Di sini, ketika manusia menerjemah Tuhan sebagai ‘adalah’, yang diikuti dengan serangkaian ibadah, maka ibadah sering terjebak dalam bingkai rutinitas, rigiditas, formalitas dan terkesan kaku (mungkin juga ‘bising’, ‘heboh’).

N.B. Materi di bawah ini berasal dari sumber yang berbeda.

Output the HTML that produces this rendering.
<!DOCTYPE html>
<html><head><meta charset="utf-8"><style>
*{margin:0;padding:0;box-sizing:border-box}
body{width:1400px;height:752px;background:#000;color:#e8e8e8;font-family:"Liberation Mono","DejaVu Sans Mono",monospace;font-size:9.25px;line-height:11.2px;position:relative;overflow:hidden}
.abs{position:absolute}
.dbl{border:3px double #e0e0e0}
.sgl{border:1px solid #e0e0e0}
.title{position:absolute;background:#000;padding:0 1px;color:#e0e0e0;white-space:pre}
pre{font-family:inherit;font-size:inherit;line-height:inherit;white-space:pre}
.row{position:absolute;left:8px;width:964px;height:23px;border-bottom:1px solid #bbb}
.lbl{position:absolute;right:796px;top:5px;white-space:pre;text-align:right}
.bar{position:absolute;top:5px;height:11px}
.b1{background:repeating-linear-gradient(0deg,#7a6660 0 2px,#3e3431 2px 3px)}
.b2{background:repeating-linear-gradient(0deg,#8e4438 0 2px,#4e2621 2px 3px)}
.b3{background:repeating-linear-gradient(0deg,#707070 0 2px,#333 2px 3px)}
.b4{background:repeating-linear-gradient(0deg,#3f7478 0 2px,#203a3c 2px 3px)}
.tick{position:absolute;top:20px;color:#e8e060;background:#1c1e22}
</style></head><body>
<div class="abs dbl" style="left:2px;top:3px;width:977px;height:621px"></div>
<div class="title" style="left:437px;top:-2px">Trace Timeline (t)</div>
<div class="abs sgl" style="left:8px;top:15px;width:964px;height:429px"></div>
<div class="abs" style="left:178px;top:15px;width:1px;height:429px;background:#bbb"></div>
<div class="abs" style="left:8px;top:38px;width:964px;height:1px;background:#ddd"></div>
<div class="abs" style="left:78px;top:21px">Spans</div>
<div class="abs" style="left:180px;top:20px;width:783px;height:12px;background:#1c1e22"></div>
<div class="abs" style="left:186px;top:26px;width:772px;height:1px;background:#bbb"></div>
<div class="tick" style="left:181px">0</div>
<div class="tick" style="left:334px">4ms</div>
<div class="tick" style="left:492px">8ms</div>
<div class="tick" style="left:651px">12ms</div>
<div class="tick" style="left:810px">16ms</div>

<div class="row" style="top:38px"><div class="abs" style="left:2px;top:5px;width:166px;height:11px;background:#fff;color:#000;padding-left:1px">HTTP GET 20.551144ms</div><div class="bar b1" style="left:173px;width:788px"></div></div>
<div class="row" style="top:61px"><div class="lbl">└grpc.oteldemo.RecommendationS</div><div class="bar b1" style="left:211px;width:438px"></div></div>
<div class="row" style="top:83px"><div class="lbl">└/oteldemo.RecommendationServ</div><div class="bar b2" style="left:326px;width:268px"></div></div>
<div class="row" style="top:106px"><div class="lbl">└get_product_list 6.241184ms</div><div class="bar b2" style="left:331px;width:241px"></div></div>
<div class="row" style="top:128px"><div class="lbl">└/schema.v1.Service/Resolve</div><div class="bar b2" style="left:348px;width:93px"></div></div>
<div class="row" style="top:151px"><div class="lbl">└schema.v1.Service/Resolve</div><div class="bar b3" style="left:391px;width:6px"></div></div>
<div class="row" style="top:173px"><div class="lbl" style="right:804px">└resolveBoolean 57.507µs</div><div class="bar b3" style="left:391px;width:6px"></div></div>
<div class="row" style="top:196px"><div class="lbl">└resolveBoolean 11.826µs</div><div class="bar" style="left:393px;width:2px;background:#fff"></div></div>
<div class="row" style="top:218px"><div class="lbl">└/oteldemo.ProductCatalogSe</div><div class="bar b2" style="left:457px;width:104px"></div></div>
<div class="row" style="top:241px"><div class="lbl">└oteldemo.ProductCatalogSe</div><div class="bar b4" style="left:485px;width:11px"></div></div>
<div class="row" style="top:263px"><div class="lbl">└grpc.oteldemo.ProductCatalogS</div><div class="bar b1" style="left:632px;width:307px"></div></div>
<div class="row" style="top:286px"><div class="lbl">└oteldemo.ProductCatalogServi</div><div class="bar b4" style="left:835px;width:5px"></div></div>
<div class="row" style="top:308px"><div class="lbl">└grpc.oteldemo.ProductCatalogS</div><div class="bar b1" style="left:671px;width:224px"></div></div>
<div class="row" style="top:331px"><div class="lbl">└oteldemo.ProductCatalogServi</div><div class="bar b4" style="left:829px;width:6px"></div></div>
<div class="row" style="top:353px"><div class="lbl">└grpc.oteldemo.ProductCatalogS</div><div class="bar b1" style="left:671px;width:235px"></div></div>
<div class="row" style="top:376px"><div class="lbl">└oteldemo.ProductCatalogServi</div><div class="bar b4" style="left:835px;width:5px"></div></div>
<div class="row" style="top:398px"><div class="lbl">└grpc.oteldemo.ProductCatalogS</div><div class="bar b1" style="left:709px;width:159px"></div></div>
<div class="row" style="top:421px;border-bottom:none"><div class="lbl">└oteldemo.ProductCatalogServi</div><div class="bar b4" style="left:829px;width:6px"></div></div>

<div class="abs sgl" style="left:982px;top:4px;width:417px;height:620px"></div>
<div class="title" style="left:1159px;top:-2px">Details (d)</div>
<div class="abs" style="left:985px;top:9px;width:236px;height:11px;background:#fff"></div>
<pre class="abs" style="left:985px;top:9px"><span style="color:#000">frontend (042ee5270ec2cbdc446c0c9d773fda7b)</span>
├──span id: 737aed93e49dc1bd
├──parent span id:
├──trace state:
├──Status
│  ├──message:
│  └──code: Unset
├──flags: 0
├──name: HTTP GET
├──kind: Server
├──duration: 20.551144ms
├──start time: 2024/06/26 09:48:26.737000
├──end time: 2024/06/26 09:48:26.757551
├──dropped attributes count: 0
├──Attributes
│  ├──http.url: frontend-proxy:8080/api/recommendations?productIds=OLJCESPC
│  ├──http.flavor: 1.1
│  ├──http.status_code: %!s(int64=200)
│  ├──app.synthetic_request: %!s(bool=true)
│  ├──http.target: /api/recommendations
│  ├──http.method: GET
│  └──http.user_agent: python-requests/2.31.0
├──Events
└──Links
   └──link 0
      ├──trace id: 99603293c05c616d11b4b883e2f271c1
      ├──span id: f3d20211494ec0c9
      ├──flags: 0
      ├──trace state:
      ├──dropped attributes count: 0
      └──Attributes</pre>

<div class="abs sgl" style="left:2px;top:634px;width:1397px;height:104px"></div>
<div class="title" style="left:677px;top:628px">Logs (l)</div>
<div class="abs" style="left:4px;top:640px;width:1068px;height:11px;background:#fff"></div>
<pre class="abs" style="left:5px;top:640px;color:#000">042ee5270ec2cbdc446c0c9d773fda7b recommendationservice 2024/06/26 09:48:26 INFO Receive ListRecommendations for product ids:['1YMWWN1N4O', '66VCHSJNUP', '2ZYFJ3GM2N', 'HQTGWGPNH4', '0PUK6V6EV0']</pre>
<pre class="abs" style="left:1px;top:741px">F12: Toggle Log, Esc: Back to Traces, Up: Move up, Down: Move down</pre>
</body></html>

Sebaliknya, laku ‘pengabdian’ yang menerjemah Tuhan ‘bukan adalah’ atau ‘adalah bukan’ (bukan ini, bukan itu); tindak ‘pengabdian’ itu tak mengacu pada bentuk formal, dia berlangsung dalam diam, dalam senyap, dalam pegun, dalam tegun, dalam kosong, dalam yang membebaskan, bukan dalam yang serba membelenggu.  Al Niffari menukil: “dan Dia berkata kepadaku; ‘Pengetahuan terbakar dalam makrifat, dan makrifat terbakar dalam ketertegunan’”. Tegun, pegun adalah “kedunguan nan pasrah”. Inilah teologi senyap, yang bersandar pada cinta total, bukan saja pada sejumlah bilangan tongkat hukum yang menghentak, godam nan menghempak.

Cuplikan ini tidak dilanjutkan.